Find every line in the records below that contains the word "this", and copy each such line.

—————

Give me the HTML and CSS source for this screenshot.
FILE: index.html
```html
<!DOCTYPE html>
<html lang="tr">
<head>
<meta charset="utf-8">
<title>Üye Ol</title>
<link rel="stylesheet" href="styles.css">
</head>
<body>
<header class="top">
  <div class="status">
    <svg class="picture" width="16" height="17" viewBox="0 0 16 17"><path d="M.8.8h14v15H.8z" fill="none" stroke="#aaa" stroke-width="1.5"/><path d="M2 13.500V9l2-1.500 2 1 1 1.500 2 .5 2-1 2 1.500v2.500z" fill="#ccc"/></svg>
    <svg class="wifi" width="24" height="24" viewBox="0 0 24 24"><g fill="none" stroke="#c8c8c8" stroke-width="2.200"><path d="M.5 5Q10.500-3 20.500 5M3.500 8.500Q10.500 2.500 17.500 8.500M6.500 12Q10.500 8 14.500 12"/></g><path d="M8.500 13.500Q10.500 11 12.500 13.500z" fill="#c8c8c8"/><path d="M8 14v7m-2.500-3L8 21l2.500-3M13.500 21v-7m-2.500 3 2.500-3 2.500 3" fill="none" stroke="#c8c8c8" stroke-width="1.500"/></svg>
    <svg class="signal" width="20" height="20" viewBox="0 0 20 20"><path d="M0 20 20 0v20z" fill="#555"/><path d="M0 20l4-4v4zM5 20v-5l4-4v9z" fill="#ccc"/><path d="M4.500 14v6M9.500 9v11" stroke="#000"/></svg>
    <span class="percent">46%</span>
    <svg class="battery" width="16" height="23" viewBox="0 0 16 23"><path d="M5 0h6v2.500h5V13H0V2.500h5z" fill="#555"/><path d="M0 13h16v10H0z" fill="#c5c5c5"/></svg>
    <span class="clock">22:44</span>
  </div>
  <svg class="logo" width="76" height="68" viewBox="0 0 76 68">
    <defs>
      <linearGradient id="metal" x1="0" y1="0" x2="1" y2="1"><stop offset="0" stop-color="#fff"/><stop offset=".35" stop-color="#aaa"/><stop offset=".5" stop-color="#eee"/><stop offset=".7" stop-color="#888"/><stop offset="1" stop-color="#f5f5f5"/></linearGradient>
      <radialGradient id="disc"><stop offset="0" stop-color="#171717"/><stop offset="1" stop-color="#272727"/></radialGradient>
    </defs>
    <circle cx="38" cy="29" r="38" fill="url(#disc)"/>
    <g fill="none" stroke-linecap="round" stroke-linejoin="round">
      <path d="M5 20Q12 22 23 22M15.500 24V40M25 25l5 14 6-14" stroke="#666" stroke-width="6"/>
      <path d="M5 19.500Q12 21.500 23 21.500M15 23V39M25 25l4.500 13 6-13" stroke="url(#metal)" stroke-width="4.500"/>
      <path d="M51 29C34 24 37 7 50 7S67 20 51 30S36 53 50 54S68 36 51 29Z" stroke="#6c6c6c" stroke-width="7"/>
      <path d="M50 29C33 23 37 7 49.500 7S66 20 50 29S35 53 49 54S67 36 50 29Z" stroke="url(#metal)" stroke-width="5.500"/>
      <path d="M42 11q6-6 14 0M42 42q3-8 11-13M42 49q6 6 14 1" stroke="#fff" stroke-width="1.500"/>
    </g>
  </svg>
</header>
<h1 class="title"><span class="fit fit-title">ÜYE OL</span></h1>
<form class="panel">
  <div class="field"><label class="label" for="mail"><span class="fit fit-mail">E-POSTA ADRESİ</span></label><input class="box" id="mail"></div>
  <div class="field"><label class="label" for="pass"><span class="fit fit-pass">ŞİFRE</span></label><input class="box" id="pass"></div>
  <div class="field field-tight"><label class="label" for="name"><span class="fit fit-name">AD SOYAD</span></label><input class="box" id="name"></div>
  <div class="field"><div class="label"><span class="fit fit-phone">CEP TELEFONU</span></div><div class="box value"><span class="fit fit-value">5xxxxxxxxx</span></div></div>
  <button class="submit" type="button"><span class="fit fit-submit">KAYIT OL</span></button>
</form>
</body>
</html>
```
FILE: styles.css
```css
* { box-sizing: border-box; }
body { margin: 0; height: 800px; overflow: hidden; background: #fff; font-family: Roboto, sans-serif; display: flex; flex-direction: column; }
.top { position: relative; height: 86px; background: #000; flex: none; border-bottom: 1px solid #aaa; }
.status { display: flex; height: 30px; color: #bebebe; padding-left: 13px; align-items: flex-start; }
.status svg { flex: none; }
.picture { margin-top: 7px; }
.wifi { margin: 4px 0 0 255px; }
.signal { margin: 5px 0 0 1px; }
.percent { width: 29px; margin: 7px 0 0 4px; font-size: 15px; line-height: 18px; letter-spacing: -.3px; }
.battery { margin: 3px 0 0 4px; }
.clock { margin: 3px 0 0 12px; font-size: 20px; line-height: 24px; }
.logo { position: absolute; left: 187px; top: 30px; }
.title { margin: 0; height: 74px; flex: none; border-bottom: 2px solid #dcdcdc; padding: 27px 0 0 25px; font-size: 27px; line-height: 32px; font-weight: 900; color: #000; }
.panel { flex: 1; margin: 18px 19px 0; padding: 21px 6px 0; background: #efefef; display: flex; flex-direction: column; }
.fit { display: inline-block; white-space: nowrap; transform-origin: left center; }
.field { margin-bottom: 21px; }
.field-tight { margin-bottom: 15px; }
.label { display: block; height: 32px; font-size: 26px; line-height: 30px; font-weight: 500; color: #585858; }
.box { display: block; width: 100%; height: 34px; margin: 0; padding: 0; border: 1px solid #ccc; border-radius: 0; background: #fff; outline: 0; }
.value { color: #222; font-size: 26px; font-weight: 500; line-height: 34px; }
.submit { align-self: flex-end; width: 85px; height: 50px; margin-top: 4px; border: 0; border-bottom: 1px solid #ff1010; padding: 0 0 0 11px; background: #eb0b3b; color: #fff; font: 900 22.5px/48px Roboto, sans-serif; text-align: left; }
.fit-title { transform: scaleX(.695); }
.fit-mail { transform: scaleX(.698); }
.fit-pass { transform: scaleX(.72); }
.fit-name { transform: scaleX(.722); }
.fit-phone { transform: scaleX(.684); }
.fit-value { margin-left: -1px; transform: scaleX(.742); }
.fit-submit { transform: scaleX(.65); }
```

—————

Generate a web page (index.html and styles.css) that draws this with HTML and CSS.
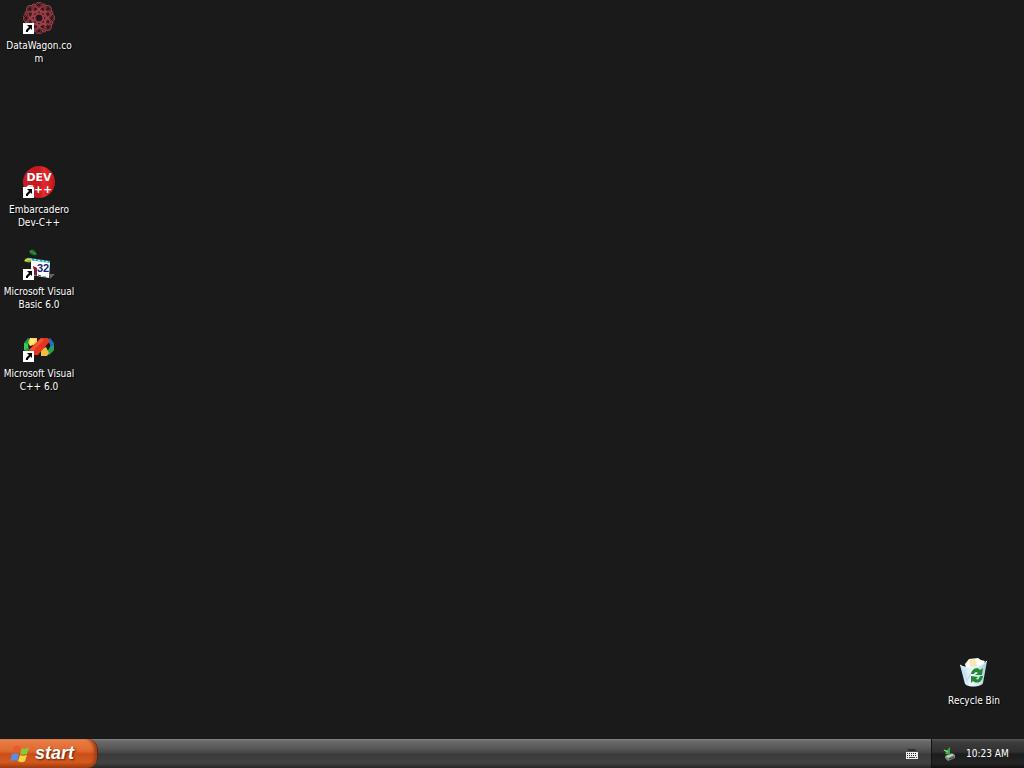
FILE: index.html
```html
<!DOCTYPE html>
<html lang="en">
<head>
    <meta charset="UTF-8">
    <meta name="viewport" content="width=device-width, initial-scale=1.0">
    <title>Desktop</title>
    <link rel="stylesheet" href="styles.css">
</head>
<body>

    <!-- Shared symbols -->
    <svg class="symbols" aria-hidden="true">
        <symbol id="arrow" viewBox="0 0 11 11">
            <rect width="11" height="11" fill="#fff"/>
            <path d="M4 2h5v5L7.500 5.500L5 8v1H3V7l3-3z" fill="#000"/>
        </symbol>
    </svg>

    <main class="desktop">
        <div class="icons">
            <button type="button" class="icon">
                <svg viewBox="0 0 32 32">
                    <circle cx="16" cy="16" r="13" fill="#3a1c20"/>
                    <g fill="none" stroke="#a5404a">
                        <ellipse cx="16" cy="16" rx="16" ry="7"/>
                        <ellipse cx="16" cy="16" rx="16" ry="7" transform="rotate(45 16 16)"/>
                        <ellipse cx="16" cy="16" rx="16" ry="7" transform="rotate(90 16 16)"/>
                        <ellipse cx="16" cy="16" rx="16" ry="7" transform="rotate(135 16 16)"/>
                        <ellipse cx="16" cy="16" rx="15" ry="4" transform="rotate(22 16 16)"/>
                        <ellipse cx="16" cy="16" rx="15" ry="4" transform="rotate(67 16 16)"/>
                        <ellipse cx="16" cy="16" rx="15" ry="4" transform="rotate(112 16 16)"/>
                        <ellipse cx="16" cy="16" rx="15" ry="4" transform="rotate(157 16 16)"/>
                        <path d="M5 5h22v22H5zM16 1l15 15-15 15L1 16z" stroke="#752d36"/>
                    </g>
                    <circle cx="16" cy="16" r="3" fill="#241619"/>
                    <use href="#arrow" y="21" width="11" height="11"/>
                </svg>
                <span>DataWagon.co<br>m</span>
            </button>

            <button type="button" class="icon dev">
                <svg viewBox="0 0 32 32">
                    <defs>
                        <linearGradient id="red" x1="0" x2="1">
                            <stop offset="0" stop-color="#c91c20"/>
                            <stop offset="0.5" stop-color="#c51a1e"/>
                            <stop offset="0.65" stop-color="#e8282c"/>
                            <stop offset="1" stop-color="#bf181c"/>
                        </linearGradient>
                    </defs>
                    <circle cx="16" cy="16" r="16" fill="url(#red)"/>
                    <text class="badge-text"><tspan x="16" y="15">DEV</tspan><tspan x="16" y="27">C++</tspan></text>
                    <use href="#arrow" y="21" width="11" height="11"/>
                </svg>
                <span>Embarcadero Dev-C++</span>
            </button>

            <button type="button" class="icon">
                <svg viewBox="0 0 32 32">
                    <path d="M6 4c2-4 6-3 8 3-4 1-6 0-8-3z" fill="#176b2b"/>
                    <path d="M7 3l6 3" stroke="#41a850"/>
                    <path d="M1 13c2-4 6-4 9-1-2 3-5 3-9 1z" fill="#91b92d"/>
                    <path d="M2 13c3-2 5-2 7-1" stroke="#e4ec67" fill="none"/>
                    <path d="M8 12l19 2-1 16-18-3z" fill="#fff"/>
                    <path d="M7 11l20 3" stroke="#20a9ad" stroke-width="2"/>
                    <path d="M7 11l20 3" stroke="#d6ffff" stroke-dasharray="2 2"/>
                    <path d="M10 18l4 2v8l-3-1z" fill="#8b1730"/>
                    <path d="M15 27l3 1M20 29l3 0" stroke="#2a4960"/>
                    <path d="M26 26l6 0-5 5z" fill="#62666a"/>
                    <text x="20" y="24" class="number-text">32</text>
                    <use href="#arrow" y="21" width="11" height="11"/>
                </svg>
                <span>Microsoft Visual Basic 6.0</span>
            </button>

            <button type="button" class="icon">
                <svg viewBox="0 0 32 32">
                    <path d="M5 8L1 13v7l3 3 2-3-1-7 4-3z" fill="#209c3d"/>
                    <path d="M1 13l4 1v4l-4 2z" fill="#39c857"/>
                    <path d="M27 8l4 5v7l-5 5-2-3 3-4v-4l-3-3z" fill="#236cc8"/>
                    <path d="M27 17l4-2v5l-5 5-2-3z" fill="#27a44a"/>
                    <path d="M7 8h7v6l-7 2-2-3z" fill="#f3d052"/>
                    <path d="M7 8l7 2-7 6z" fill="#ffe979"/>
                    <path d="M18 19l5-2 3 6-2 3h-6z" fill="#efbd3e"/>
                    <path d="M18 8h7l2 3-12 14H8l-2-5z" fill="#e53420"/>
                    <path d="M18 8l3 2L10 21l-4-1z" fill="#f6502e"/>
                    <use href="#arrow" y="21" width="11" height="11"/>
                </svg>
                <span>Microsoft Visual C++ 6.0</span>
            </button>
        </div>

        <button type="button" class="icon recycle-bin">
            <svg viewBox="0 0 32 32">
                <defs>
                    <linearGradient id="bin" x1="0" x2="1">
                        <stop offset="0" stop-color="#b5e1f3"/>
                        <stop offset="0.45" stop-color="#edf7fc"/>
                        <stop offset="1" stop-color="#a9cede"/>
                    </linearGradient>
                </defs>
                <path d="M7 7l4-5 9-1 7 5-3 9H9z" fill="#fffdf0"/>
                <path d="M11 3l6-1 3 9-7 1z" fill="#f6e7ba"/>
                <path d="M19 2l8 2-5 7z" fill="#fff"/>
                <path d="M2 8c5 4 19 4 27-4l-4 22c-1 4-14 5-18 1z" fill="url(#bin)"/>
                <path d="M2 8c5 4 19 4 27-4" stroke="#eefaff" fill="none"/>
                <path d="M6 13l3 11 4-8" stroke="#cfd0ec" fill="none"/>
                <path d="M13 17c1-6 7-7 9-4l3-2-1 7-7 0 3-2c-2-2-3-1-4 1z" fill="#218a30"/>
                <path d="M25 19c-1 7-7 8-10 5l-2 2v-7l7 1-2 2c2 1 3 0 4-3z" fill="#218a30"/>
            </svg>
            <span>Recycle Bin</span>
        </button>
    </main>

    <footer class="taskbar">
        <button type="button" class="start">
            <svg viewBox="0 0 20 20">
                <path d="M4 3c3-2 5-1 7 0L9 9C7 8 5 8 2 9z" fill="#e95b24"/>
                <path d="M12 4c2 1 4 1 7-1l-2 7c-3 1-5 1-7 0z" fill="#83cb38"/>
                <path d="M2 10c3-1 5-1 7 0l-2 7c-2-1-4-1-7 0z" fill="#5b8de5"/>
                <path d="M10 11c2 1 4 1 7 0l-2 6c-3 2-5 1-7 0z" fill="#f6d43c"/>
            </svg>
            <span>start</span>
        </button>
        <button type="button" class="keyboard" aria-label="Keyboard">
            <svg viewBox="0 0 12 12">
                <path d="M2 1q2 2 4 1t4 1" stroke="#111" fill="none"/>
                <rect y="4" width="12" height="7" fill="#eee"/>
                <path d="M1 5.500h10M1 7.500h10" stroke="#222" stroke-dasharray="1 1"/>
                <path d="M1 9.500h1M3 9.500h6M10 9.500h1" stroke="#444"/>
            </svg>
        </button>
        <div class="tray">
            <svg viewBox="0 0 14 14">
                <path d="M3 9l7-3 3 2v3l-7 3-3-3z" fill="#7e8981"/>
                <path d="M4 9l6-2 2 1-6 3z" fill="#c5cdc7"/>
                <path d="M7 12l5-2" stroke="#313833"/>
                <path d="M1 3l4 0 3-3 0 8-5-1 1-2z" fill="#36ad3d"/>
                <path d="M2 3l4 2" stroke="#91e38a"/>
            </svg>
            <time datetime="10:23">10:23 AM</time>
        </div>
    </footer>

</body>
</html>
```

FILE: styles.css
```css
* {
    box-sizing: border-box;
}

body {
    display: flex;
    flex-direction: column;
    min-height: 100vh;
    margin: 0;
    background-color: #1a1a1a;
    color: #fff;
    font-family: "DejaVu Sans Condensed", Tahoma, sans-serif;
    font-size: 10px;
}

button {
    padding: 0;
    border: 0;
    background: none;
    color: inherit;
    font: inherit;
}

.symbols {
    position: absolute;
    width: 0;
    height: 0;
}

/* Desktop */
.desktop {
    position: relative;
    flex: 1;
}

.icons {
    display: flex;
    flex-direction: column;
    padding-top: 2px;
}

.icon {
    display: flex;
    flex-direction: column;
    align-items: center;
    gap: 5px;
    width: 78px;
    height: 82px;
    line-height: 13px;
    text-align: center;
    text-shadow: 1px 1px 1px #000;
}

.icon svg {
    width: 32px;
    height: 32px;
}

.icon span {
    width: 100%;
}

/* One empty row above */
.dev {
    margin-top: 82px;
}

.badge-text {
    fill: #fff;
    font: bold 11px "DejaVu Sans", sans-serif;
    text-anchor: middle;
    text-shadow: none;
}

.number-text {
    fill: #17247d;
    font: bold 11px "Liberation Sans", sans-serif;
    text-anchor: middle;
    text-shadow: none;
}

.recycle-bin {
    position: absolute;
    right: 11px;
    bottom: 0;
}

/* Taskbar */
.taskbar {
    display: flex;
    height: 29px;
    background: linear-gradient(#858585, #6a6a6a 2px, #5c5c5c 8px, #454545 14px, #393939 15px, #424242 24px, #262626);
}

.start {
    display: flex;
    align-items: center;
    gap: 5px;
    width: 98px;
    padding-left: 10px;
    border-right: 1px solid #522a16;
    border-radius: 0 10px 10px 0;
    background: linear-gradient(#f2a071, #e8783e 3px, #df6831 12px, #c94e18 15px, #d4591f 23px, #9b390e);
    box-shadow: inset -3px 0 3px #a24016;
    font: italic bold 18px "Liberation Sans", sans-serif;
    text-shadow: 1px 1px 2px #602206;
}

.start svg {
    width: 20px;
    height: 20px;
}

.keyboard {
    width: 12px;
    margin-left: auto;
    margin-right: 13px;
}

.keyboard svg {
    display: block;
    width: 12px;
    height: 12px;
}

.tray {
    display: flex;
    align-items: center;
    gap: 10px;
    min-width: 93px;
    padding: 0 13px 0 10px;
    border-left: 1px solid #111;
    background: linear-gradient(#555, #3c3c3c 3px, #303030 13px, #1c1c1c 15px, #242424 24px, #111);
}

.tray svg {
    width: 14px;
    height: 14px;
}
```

—————

Written reply:
Give me the HTML and CSS source for this screenshot.
Generate a web page (index.html and styles.css) that draws this with HTML and CSS.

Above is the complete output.